In a kingdom where magic has been lost, Fia is a rare changeling, left behind by the wicked Fair Folk when they stole the High Queen's daughter and retreated behind the locked gates of Tír na nÓg.
Most despise Fia's fae blood. But the queen raises her as a daughter and trains her to be a spy. Meanwhile, the real princess Eala is bound to Tír na nÓg, cursed to become a swan by day and only returning to her true form at night.
When a hidden gate to the realm is discovered, Fia is tasked by the queen to retrieve the princess and break her curse. But she doesn’t go with her is prince Rogan, Fia's dearest childhood friend—and Eala’s betrothed.
As they journey through the forests of the Folk, where magic winds through the roots of the trees and beauty can be a deadly illusion, Fia’s mission is complicated by her feelings for the prince…and her unexpected attraction to the dark-hearted fae lord holding Eala captive. Irian might be more monster than man, but he seems to understand Fia in a way no one ever has.
Soon, Fia begins to question the truth of her mission. But time is running out to break her sister's curse. And unraveling the secrets of the past might destroy everything she has come to love.

A Feather So Black by Lyra Selene introduces readers to a new world among an overabundance of “faerie” fantasies. Which, maybe this segment of the genre isn’t my fancy, so perhaps I am not the best judge. I have read many novels featuring the fae, and they all blend together after a while. They have the same clichés, and they get to be predictable. While A Feather So Black had original elements, much I felt I had read previously.  Lyra Selene is a talented author, and her writing style kept my attention far better than other novels I’ve read in the genre, but her new novel just didn’t do it for me.

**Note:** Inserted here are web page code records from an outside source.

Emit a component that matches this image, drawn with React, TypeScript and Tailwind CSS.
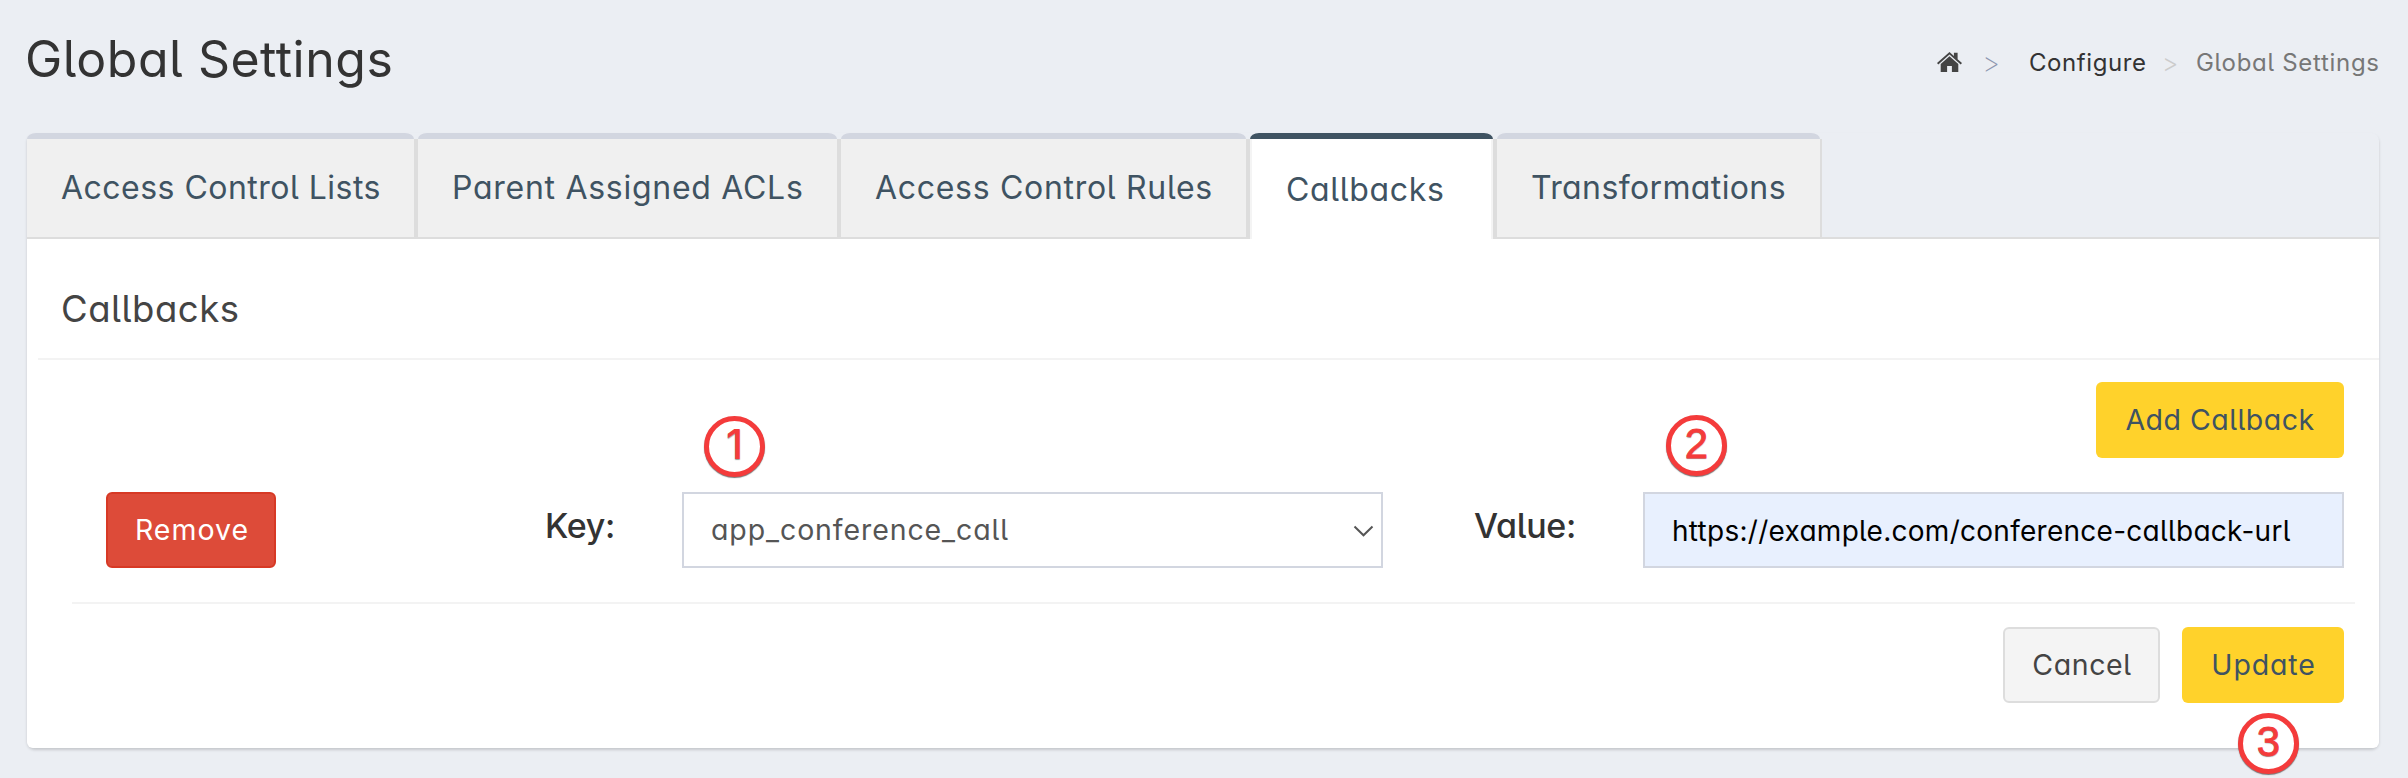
import type { ReactNode } from "react";

type Tab = { label: string; box: string; text: string; active?: boolean };

const tabs: Tab[] = [
  { label: "Access Control Lists", box: "w-[389px]", text: "pl-[34px] tracking-[0.48px]" },
  { label: "Parent Assigned ACLs", box: "w-[423px]", text: "pl-[34px] tracking-[0.72px]" },
  { label: "Access Control Rules", box: "w-[409px]", text: "pl-[34px] tracking-[0.7px]" },
  { label: "Callbacks", box: "w-[247px]", text: "pl-[34px] tracking-[0.67px]", active: true },
  { label: "Transformations", box: "w-[327px]", text: "pl-[34px] tracking-[0.38px]" },
];

function TabItem({ tab, first }: { tab: Tab; first: boolean }) {
  return (
    <li className={`flex h-[106px] flex-col ${tab.box}`}>
      <div
        className={`h-[6px] shrink-0 [border-radius:9px_9px_0_0/6px_6px_0_0] ${first ? "mr-[2px]" : "mx-[2px]"} ${
          tab.active ? "bg-[#3f5362]" : "bg-[#d2d6e0]"
        }`}
      />
      <div
        className={`flex flex-1 border-[#ddd] ${first ? "border-r-2" : "border-x-2"} ${
          tab.active ? "bg-white" : "border-b-2 bg-[#f0f0f0]"
        }`}
      >
        <a
          className={`flex-1 whitespace-nowrap text-[32px] leading-[40px] text-[#3f5362] ${tab.text} ${
            tab.active ? "border-x-2 border-[#f4f4f4] pt-[31px]" : "pt-[29px]"
          }`}
        >
          {tab.label}
        </a>
      </div>
    </li>
  );
}

function Step({ children, place, digit }: { children: ReactNode; place: string; digit: string }) {
  return (
    <span
      className={`absolute flex size-[61px] items-center justify-center rounded-full border-[5px] border-[#f43b3b] bg-white pb-[4px] leading-none text-[#f43b3b] shadow-[0_1px_1px_#777] [text-shadow:0_1px_1px_#999] ${place} ${digit}`}
    >
      {children}
    </span>
  );
}

const button = "flex h-[76px] items-center justify-center rounded-[6px] text-[28.5px] whitespace-nowrap";

export default function App() {
  return (
    <div className="h-[778px] w-[2408px] overflow-hidden bg-[#ebeef3] pl-[27px] font-['Inter',sans-serif] text-[#333] [font-feature-settings:'cv11','cv05']">
      <header className="flex h-[133px] w-[2354px] justify-between">
        <h1 className="-ml-[2px] pt-[29px] text-[50px] leading-[60px] tracking-[0.5px] whitespace-nowrap">
          Global Settings
        </h1>
        <nav className="flex pt-[48px] text-[24px] leading-[30px] whitespace-nowrap">
          <svg className="mt-[4px] h-[20px] w-[25px]" viewBox="0 0 25 20" fill="#444">
            <path d="M12.5 0 16.9 3.9V.8h3.7v6.4L25 11l-1.3 1.5L12.5 2.6 1.3 12.500 0 11Z" />
            <path d="M12.5 4.200 21.300 12v8h-6.400v-6h-4.800v6H3.700v-8Z" />
          </svg>
          <span className="w-[67px] pl-[20px] text-[28px] font-[200] text-[#8f98b0]">&gt;</span>
          <a className="w-[132px] tracking-[0.58px]">Configure</a>
          <span className="w-[35px] pl-px text-[25px] font-[300] text-[#ccc]">&gt;</span>
          <span className="w-[185px] tracking-[0.7px] text-[#777]">Global Settings</span>
        </nav>
      </header>

      <main className="h-[615px] w-[2352px] rounded-[8px] shadow-[0_2px_3px_rgba(0,0,0,0.16)]">
        <ul className="flex h-[106px]">
          {tabs.map((t, i) => (
            <TabItem key={t.label} tab={t} first={i === 0} />
          ))}
          <li className="flex-1 border-b-2 border-[#ddd]" />
        </ul>
        <section className="h-[509px] rounded-b-[6px] bg-white">
          <h2 className="ml-[11px] h-[121px] border-b-2 border-[#f3f3f3] pt-[50px] pl-[23px] text-[36.5px] leading-[40px] tracking-[0.5px] text-[#444]">
            Callbacks
          </h2>
          <div className="flex justify-end pt-[22px] pr-[35px]">
            <button className={`${button} w-[248px] bg-[#ffd22b] pt-px tracking-[0.48px] text-[#3f5362]`}>
              Add Callback
            </button>
          </div>
          <div className="mr-[24px] ml-[45px] flex h-[146px] border-b-2 border-[#f3f3f3] pt-[34px] pl-[34px]">
            <button
              className={`${button} w-[170px] border-2 border-[#d73925] bg-[#dd4b39] pt-px pl-[2px] tracking-[1px] text-white`}
            >
              Remove
            </button>
            <label className="flex h-[76px] w-[406px] items-center pb-[9px] pl-[269px] text-[34px] font-[550] tracking-[-0.3px]">
              Key:
            </label>
            <div className="relative flex h-[76px] w-[701px] items-center justify-between border-2 border-[#d2d6e0] bg-white pt-px pr-[7px] pl-[27px] text-[28.5px] tracking-[0.9px] text-[#555]">
              app_conference_call
              <svg className="h-[12px] w-[21px]" viewBox="0 0 21 12" fill="none" stroke="#555" strokeWidth="2">
                <path d="m1.500 1.500 9 8.800 9-8.800" />
              </svg>
              <Step place="left-[20px] -top-[78px]" digit="text-[41px] font-[550] [letter-spacing:0]">
                1
              </Step>
            </div>
            <label className="flex h-[76px] w-[260px] items-center pb-[9px] pl-[91px] text-[34px] font-[550] tracking-[-0.3px]">
              Value:
            </label>
            <div className="relative flex h-[76px] w-[701px] items-center border-2 border-[#d2d6e0] bg-[#e8f0fe] pt-px pl-[27px] text-[28px] tracking-[0.27px] text-black">
              https://example.com/conference-callback-url
              <Step
                place="left-[21px] -top-[79px]"
                digit="font-['Liberation_Sans',sans-serif] text-[42px] font-normal [letter-spacing:0] [-webkit-text-stroke:0.8px_#f43b3b]"
              >
                2
              </Step>
            </div>
          </div>
          <div className="flex justify-end gap-[22px] pt-[23px] pr-[35px]">
            <button className={`${button} w-[157px] border-2 border-[#ddd] bg-[#f4f4f4] pl-px tracking-[0.6px] text-[#444]`}>
              Cancel
            </button>
            <button className={`${button} relative w-[162px] bg-[#ffd22b] pl-px tracking-[0.85px] text-[#3f5362]`}>
              Update
              <Step
                place="left-[56px] top-[86px]"
                digit="font-['Liberation_Sans',sans-serif] text-[42px] font-normal [letter-spacing:0] [-webkit-text-stroke:0.8px_#f43b3b]"
              >
                3
              </Step>
            </button>
          </div>
        </section>
      </main>
    </div>
  );
}
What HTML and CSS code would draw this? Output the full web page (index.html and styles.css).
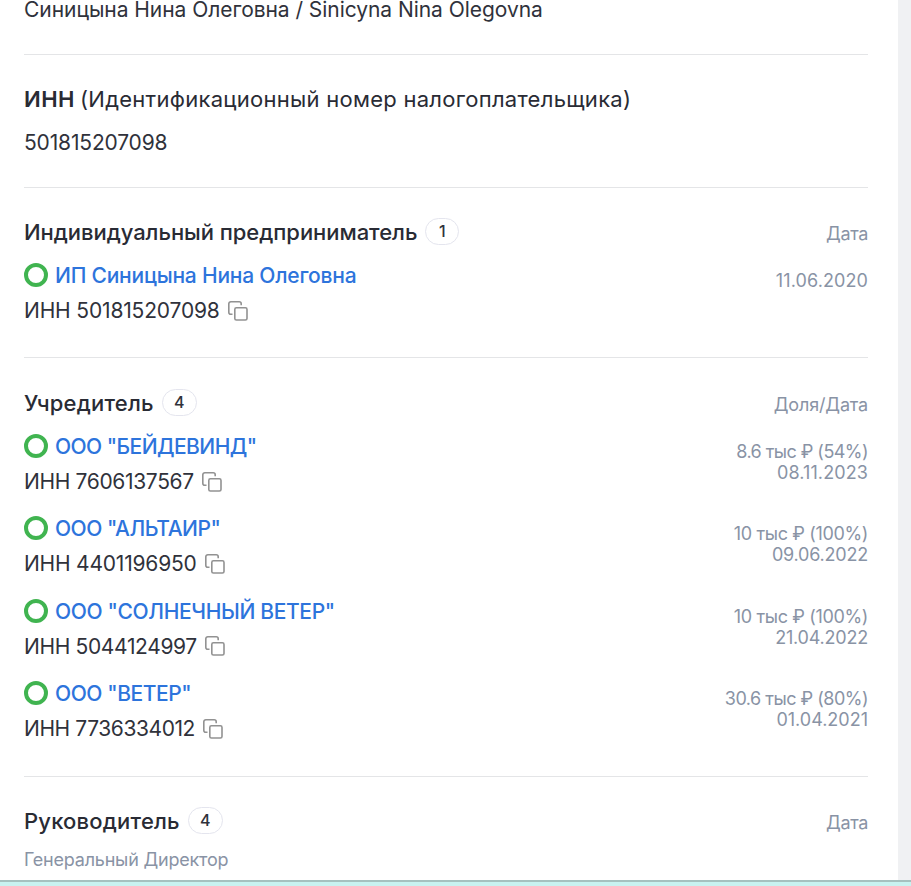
FILE: index.html
```
<!DOCTYPE html>
<html lang="ru">
<head>
<meta charset="utf-8">
<title>Синицына Нина Олеговна</title>
<link rel="stylesheet" href="styles.css">
</head>
<body>
<svg class="defs" aria-hidden="true"><symbol id="copy" viewBox="0 0 20 20"><path d="M4.5 13.2H2.8A2 2 0 0 1 .8 11.2V2.8a2 2 0 0 1 2-2h8.4a2 2 0 0 1 2 2V4.2"/><rect x="6.8" y="6.8" width="12.2" height="12.2" rx="1.6"/></symbol></svg>
<div class="page">
<main class="card">
  <section class="section person"><div class="value tight-05">Синицына Нина Олеговна / Sinicyna Nina Olegovna</div></section>
  <section class="section tax">
    <h2 class="title"><span class="abbr">ИНН</span><span class="regular">(Идентификационный номер налогоплательщика)</span></h2>
    <div class="value tight-15">501815207098</div>
  </section>
  <section class="section entrepreneur">
    <header class="head"><h2 class="title tight-05">Индивидуальный предприниматель</h2><span class="badge narrow">1</span><span class="side tight-35">Дата</span></header>
    <article class="item">
      <div><a class="name tight-20"><i class="ring"></i>ИП Синицына Нина Олеговна</a>
      <div class="inn"><span class="tight-15">ИНН 501815207098</span><svg class="copy"><use href="#copy"/></svg></div></div>
      <div class="side details"><span class="wide-10">11.06.2020</span></div>
    </article>
  </section>
  <section class="section founders">
    <header class="head"><h2 class="title wide-20">Учредитель</h2><span class="badge">4</span><span class="side tight-15">Доля/Дата</span></header>
    <article class="item">
      <div><a class="name tight-55"><i class="ring"></i>ООО "БЕЙДЕВИНД"</a>
      <div class="inn"><span class="tight-35">ИНН 7606137567</span><svg class="copy"><use href="#copy"/></svg></div></div>
      <div class="side details"><span class="tight-55">8.6 тыс ₽ (54%)</span><span class="wide-10">08.11.2023</span></div>
    </article>
    <article class="item">
      <div><a class="name tight-50"><i class="ring"></i>ООО "АЛЬТАИР"</a>
      <div class="inn"><span class="tight-20">ИНН 4401196950</span><svg class="copy"><use href="#copy"/></svg></div></div>
      <div class="side details"><span class="tight-35">10 тыс ₽ (100%)</span><span class="tight-20">09.06.2022</span></div>
    </article>
    <article class="item">
      <div><a class="name tight-35"><i class="ring"></i>ООО "СОЛНЕЧНЫЙ ВЕТЕР"</a>
      <div class="inn"><span class="tight-35">ИНН 5044124997</span><svg class="copy"><use href="#copy"/></svg></div></div>
      <div class="side details"><span class="tight-35">10 тыс ₽ (100%)</span><span class="tight-20">21.04.2022</span></div>
    </article>
    <article class="item">
      <div><a class="name tight-42"><i class="ring"></i>ООО "ВЕТЕР"</a>
      <div class="inn"><span class="tight-42">ИНН 7736334012</span><svg class="copy"><use href="#copy"/></svg></div></div>
      <div class="side details"><span class="tight-50">30.6 тыс ₽ (80%)</span><span>01.04.2021</span></div>
    </article>
  </section>
  <section class="section managers">
    <header class="head"><h2 class="title wide-20">Руководитель</h2><span class="badge">4</span><span class="side tight-35">Дата</span></header>
    <div class="role tight-20">Генеральный Директор</div>
  </section>
</main>
<footer class="strip"></footer>
</div>
</body>
</html>
```
FILE: styles.css
```
* { box-sizing: border-box; }
body { margin: 0; background: #f0f1f3; color: #30323b; font: 21px/35px Inter, sans-serif; overflow: hidden; }
.defs { display: none; }
.page { height: 886px; display: flex; flex-direction: column; }
.card { width: 898px; height: 880px; flex: none; overflow: hidden; padding: 0 30px 0 24px; background: #fff; }
.strip { flex: 1; border-top: 2px solid #a5c1bf; background: #c8f2f0; }
.section { border-bottom: 1px solid #e4e5e7; }
.section:last-child { border: 0; }
.person { height: 55px; }
.person .value { line-height: 20px; }
.tax { height: 133px; padding-top: 23px; }
.tax .title { height: 47px; line-height: 43px; }
.abbr { font-weight: 600; letter-spacing: .5px; margin-right: 5px; }
.regular { font-weight: 400; letter-spacing: .27px; }
.entrepreneur { height: 170px; padding-top: 23px; }
.founders { height: 419px; padding-top: 24px; }
.managers { padding-top: 23px; }
.head { height: 42px; display: flex; align-items: center; }
.title { margin: 0; font-size: 22px; font-weight: 500; line-height: 42px; color: #292b34; white-space: nowrap; }
.badge { width: 35px; height: 27px; margin: 0 0 2px 8px; border: 1px solid #e4e5ee; border-radius: 14px; text-align: center; font-size: 16px; line-height: 25px; font-weight: 500; }
.badge.narrow { width: 34px; }
.side { color: #8993a5; font-size: 18px; line-height: 21px; white-space: nowrap; }
.head .side { margin: 3px 0 0 auto; }
.head + .item { margin-top: 5px; }
.item { display: flex; justify-content: space-between; height: 70px; margin-bottom: 12.4px; }
.name { display: flex; align-items: center; gap: 7px; height: 35px; color: #2d74dc; font-weight: 500; white-space: nowrap; }
.ring { width: 24px; height: 24px; margin-bottom: 1px; border: 4px solid #40b450; border-radius: 50%; }
.inn { display: flex; align-items: center; gap: 8px; }
.copy { width: 20px; height: 20px; fill: none; stroke: #929292; stroke-width: 1.6; }
.details { display: flex; flex-direction: column; align-items: flex-end; padding-top: 12px; }
.role { color: #8993a5; font-size: 18px; line-height: 35px; }
.tight-05 { letter-spacing: -.05px; }
.tight-15 { letter-spacing: -.16px; }
.tight-20 { letter-spacing: -.21px; }
.tight-35 { letter-spacing: -.35px; }
.tight-42 { letter-spacing: -.42px; }
.tight-50 { letter-spacing: -.5px; }
.tight-55 { letter-spacing: -.55px; }
.wide-10 { letter-spacing: .1px; }
.wide-20 { letter-spacing: .2px; }
```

The Fair Folk took the High Queen’s daughter; in her stead, they left behind a girl gifted—or cursed—with powers of controlling flora. The queen raises Fia as her own child, disciplining and training until she could be described in one word: weapon. Fia loves the woman and calls her “Mother.” The queen only has her best interests in mind, Fia thinks (ha, as if). The High Queen tasks Fia with rescuing the princess from the Fair Folk before Samhaim. Who goes with her? Prince Rogan, Fia’s closest childhood friend and first love, who also happens to be betrothed to the princess.

Childhood best friend and first love? There’s fantasy cliché number one. He seems kind and caring toward Fia, but at least to me, I also found him to be manipulative. Rogan wants Fia to be a certain way, and Fia fits herself into his “box.” She doesn’t think she can be anything else, to the point she denies her true nature and tries to be normal. I didn’t much like Rogan, which was probably Selene’s point. She offered him as a contrast to another character—Irian. The lord of the fae who kidnapped and cursed the princess years ago.

Brooding, misunderstood fae lord? Who defines himself as a “monster?” Who’s a protective alpha? Check, check, and check to the fantasy clichés. From the moment Lyra introduced him, I suspected what would happen. Even more so with the addition of the “If this doesn’t happen, I’ll die” idea. Who do you think Fia will choose: the best friend or the fae lord? One, who holds her back, and the other who breaks her chains?

I have read better fantasy, but I have also read far worse. Even though I found A Feather So Black by Lyra Selene to be predictable, I enjoyed it. I rolled my eyes at it sometimes, but Selene still drew me in. There’s more I could say, but I can’t without spoiling. Just a note: A Feather So Black does have some language and sex, though the latter is more tasteful (if that’s possible) than some scenes I’ve encountered. Or rather, skipped, as I didn’t have eye bleach on hand. I just felt it was worth the warning.